Mauvaise nouvelle pour l’Amazonie : un programme prévisionnel des périodes d’incendies considère que suite à la faible saison des pluies qui vient de s’achever, les conditions sont propices dans cette région à un important développement d’incendies. À l’heure actuelle, les feux recensés sont déjà plus nombreux que lors des mémorables sécheresses de 2005 et 2010.
« Le battement d’ailes d’un papillon au Brésil peut-il provoquer une tornade au Texas ? » interrogeait le météorologue Edward Lorenz en 1972. Et bien les multiples interactions dans notre biosphère font qu’un phénomène naturel récurrent localisé dans l’océan Pacifique comme le fameux El Niño peut avoir des conséquences désastreuses à des milliers de kilomètres de là, voire même à l’échelle globale.

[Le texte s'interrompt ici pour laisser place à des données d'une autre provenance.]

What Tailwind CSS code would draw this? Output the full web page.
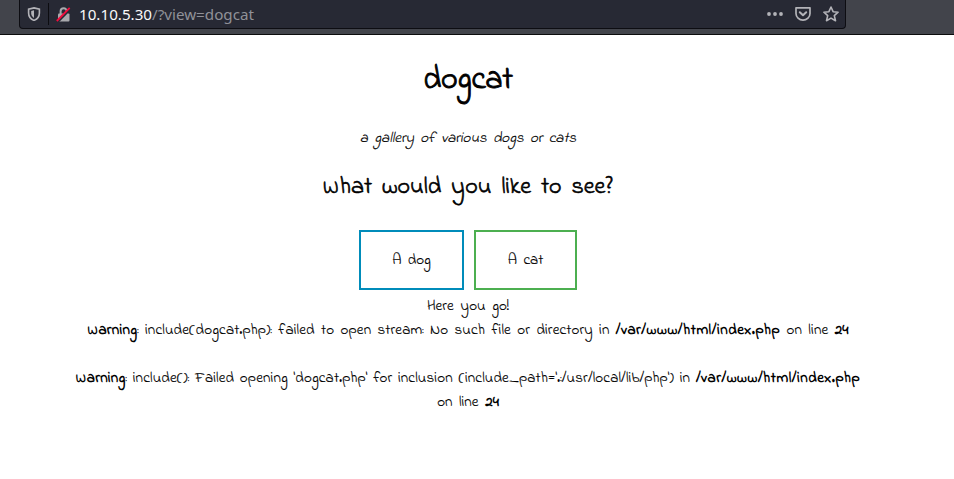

L’épisode de cet hiver 2015-2016, l’un des plus puissant jamais enregistré avec celui de 1997-1998, a malheureusement des effets sur le long terme qui sont à l’origine de nombreux désordres présents et à venir. Ainsi « l’enfant terrible » n’est sans doute pas étranger aux vagues de chaleur qui frappent ces dernières semaines le sud-ouest des États-Unis (plus de 50°C à certains endroits et 180 km² de forêt qui viennent de partir en fumée au nord de Los Angeles) ni à la disparité des pluies en Amérique du Sud ou, plus loin encore, en Afrique où 60 millions de personnes devraient être touchées par El Niño, selon l’ONU…
Les données sur les réserves d’eau souterraine collectées avec le satellite Grace montrent un déficit très important en 2016 pour la moitié nord de l’Amérique du Sud. L’impact sur la forêt amazonienne et tout le bassin du fleuve Amazone risque d’être très fort — Crédit : Yang Chen, University of California, Irvine
En Amazonie, une saison des pluies qui fut sèche
En ce qui concerne l’Amazonie, l’une des régions les plus humides du Globe terrestre, le programme Amazon fire forecast(en français, « prévision des incendies en Amazonie ») initié en 2011 par des chercheurs de l’université de Californie et du GSFC (Goddard Space Flight Center) de la Nasa – le programme étudie en particulier les liens entre le réchauffement des eaux océaniques et les feux de forêt pour construire des modèles -, tire la sonnette d’alarme.
La saison des pluies, de décembre à juin, fut en effet en deçà des niveaux moyens. El Niño conjugué à des eaux plus chaudes en surface dans l’océan Atlantique ont eu tous deux pour effet de décaler les pluies abondantes sur des régions plus au sud du bassin amazonien (voir cartes ci-dessus).
En conséquence :« Les conditions de sécheresse sévère au début de la saison sèche [juin à octobre, NDLR] ont préparé le terrain pour le risque extrême d’incendie en 2016 à travers le sud de l’Amazonie » s’inquiète l’un des membres de l’organisation, Doug Morton. Pour les chercheurs, qui s’appuient sur les données des réserves d’eau souterraine recueillies par le satellite GRACE (Gravity Recovery and Climate Experiment), la situation est encore plus préoccupante qu’en 2005 et 2010, deux années déjà marquées par des sécheresses exceptionnelles et des incendies qui ont ravagé de grandes portions de la forêt équatoriale.
Indicateurs des risques les plus probables d’incendies dans plusieurs régions d’Amérique du Sud. Six concernent le Brésil (les états Acre, Amazonas, Maranhao, Mato Grosso, Para et Rondonia), trois en Bolivie (El Beni, Pando et Santa Cruz), et un pays tout entier : le Pérou — Crédit : Yang Chen, University of California, Irvine
Déjà beaucoup d’incendies déclarés
Un site internet qui engrange les données de l’instrument Modis du satellite Terra détectant les foyers actifs, ainsi que celles de la Global Fire Emissions Database (GFED), a été ouvert pour pouvoir suivre quasiment en temps réel, l’évolution des incendies. Jusqu’à présent, l’équipe a des raisons d’être pessimiste car en ce début de saison sèche, les feux sont déjà plus nombreux que lors des épisodes précédents.
« Quand les arbres ont moins d’humidité au début de la saison sèche, ils deviennent plus vulnérables au feu, et évaporent moins d’eau dans l’atmosphère. Cela stresse des millions d’arbres et cette baisse d’humidité dans toute la région, permet aux incendies de grossir plus encore qu’ils ne le feraient normalement » explique Jim Randerson, qui avec son collègue Yang Chen de l’UC-Irvine, a développé ce modèle de prévisions.
Il y a de grands risques que les petits feux dans des parcelles agricoles débordent et dévorent la forêt environnante, précisent-ils, rappelant que les arbres de ce biotope ne sont pas adaptés à ce type d’événement, c’est pourquoi même un incendie très lent peut être très destructeur pour la forêt.